**Exercise aim:**
Copy out the data below as written; omit any images.
━━━━━ Collected data ━━━━━
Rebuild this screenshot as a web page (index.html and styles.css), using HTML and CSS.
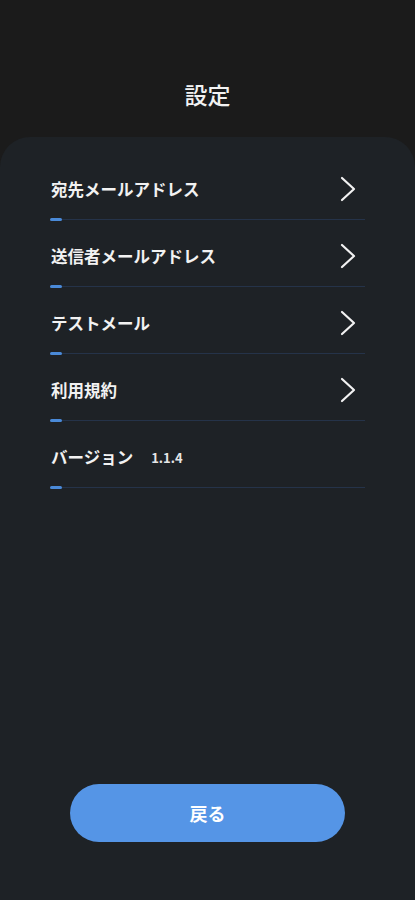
FILE: index.html
```html
<!DOCTYPE html>
<html>
<head>
  <meta charset="UTF-8">
  <title>設定</title>
  <link rel="stylesheet" href="styles.css">
</head>
<body>
<div class="header">
  <h1>設定</h1>
</div>
<div class="card">
  <ul class="menu">
    <li class="item">
      <div class="row">
        <span class="label">宛先メールアドレス</span>
        <svg class="chevron" width="20" height="26" viewBox="0 0 20 26"><path d="M4 2 L16 13 L4 24" fill="none" stroke="#f2f2f2" stroke-width="2.2" stroke-linecap="round" stroke-linejoin="round"/></svg>
      </div>
      <div class="line"></div>
    </li>
    <li class="item">
      <div class="row">
        <span class="label">送信者メールアドレス</span>
        <svg class="chevron" width="20" height="26" viewBox="0 0 20 26"><path d="M4 2 L16 13 L4 24" fill="none" stroke="#f2f2f2" stroke-width="2.2" stroke-linecap="round" stroke-linejoin="round"/></svg>
      </div>
      <div class="line"></div>
    </li>
    <li class="item">
      <div class="row">
        <span class="label">テストメール</span>
        <svg class="chevron" width="20" height="26" viewBox="0 0 20 26"><path d="M4 2 L16 13 L4 24" fill="none" stroke="#f2f2f2" stroke-width="2.2" stroke-linecap="round" stroke-linejoin="round"/></svg>
      </div>
      <div class="line"></div>
    </li>
    <li class="item">
      <div class="row">
        <span class="label">利用規約</span>
        <svg class="chevron" width="20" height="26" viewBox="0 0 20 26"><path d="M4 2 L16 13 L4 24" fill="none" stroke="#f2f2f2" stroke-width="2.2" stroke-linecap="round" stroke-linejoin="round"/></svg>
      </div>
      <div class="line"></div>
    </li>
    <li class="item">
      <div class="row">
        <span class="label">バージョン</span>
        <span class="version">1.1.4</span>
      </div>
      <div class="line"></div>
    </li>
  </ul>
  <button class="back" type="button">戻る</button>
</div>
</body>
</html>
```

FILE: styles.css
```css
body {
  margin: 0;
  background-color: #1b1b1b;
  font-family: "Noto Sans CJK JP", "Noto Sans", sans-serif;
  color: #f2f2f2;
}
.header {
  height: 137px;
  display: flex;
  justify-content: center;
  box-sizing: border-box;
  padding-top: 76px;
}
.header h1 {
  margin: 0;
  font-size: 23px;
  font-weight: 500;
  line-height: 36px;
  height: 36px;
}
.card {
  height: 763px;
  box-sizing: border-box;
  background-color: #1e2226;
  border-radius: 30px 30px 0 0;
  padding: 17px 50px 58px;
  display: flex;
  flex-direction: column;
}
.menu {
  list-style: none;
  margin: 0;
  padding: 0;
}
.item {
  padding-top: 23px;
}
.row {
  height: 24px;
  display: flex;
  align-items: center;
  padding-left: 1px;
}
.label {
  font-size: 16.5px;
  font-weight: 700;
  line-height: 24px;
}
.chevron {
  margin-left: auto;
  margin-right: 7px;
}
.version {
  margin-left: 18px;
  font-size: 13px;
  font-weight: 700;
  color: #e6e6e6;
}
.line {
  margin-top: 17px;
  height: 3px;
  width: 315px;
  background: linear-gradient(#253349, #253349) 0 1px / 100% 1px no-repeat;
  position: relative;
}
.line::before {
  content: "";
  position: absolute;
  left: 0;
  top: 0;
  width: 12px;
  height: 3px;
  border-radius: 2px;
  background-color: #4a8ad8;
}
.back {
  margin: auto 0 0 20px;
  width: 275px;
  height: 58px;
  border: none;
  border-radius: 29px;
  background-color: #5595e6;
  color: #ffffff;
  font-family: "Noto Sans CJK JP", sans-serif;
  font-size: 18px;
  font-weight: 700;
}
```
━━━━━
**Response:**
Rebuild this screenshot as a web page (index.html and styles.css), using HTML and CSS.
FILE: index.html
```html
<!DOCTYPE html>
<html>
<head>
  <meta charset="UTF-8">
  <title>設定</title>
  <link rel="stylesheet" href="styles.css">
</head>
<body>
<div class="header">
  <h1>設定</h1>
</div>
<div class="card">
  <ul class="menu">
    <li class="item">
      <div class="row">
        <span class="label">宛先メールアドレス</span>
        <svg class="chevron" width="20" height="26" viewBox="0 0 20 26"><path d="M4 2 L16 13 L4 24" fill="none" stroke="#f2f2f2" stroke-width="2.2" stroke-linecap="round" stroke-linejoin="round"/></svg>
      </div>
      <div class="line"></div>
    </li>
    <li class="item">
      <div class="row">
        <span class="label">送信者メールアドレス</span>
        <svg class="chevron" width="20" height="26" viewBox="0 0 20 26"><path d="M4 2 L16 13 L4 24" fill="none" stroke="#f2f2f2" stroke-width="2.2" stroke-linecap="round" stroke-linejoin="round"/></svg>
      </div>
      <div class="line"></div>
    </li>
    <li class="item">
      <div class="row">
        <span class="label">テストメール</span>
        <svg class="chevron" width="20" height="26" viewBox="0 0 20 26"><path d="M4 2 L16 13 L4 24" fill="none" stroke="#f2f2f2" stroke-width="2.2" stroke-linecap="round" stroke-linejoin="round"/></svg>
      </div>
      <div class="line"></div>
    </li>
    <li class="item">
      <div class="row">
        <span class="label">利用規約</span>
        <svg class="chevron" width="20" height="26" viewBox="0 0 20 26"><path d="M4 2 L16 13 L4 24" fill="none" stroke="#f2f2f2" stroke-width="2.2" stroke-linecap="round" stroke-linejoin="round"/></svg>
      </div>
      <div class="line"></div>
    </li>
    <li class="item">
      <div class="row">
        <span class="label">バージョン</span>
        <span class="version">1.1.4</span>
      </div>
      <div class="line"></div>
    </li>
  </ul>
  <button class="back" type="button">戻る</button>
</div>
</body>
</html>
```

FILE: styles.css
```css
body {
  margin: 0;
  background-color: #1b1b1b;
  font-family: "Noto Sans CJK JP", "Noto Sans", sans-serif;
  color: #f2f2f2;
}
.header {
  height: 137px;
  display: flex;
  justify-content: center;
  box-sizing: border-box;
  padding-top: 76px;
}
.header h1 {
  margin: 0;
  font-size: 23px;
  font-weight: 500;
  line-height: 36px;
  height: 36px;
}
.card {
  height: 763px;
  box-sizing: border-box;
  background-color: #1e2226;
  border-radius: 30px 30px 0 0;
  padding: 17px 50px 58px;
  display: flex;
  flex-direction: column;
}
.menu {
  list-style: none;
  margin: 0;
  padding: 0;
}
.item {
  padding-top: 23px;
}
.row {
  height: 24px;
  display: flex;
  align-items: center;
  padding-left: 1px;
}
.label {
  font-size: 16.5px;
  font-weight: 700;
  line-height: 24px;
}
.chevron {
  margin-left: auto;
  margin-right: 7px;
}
.version {
  margin-left: 18px;
  font-size: 13px;
  font-weight: 700;
  color: #e6e6e6;
}
.line {
  margin-top: 17px;
  height: 3px;
  width: 315px;
  background: linear-gradient(#253349, #253349) 0 1px / 100% 1px no-repeat;
  position: relative;
}
.line::before {
  content: "";
  position: absolute;
  left: 0;
  top: 0;
  width: 12px;
  height: 3px;
  border-radius: 2px;
  background-color: #4a8ad8;
}
.back {
  margin: auto 0 0 20px;
  width: 275px;
  height: 58px;
  border: none;
  border-radius: 29px;
  background-color: #5595e6;
  color: #ffffff;
  font-family: "Noto Sans CJK JP", sans-serif;
  font-size: 18px;
  font-weight: 700;
}
```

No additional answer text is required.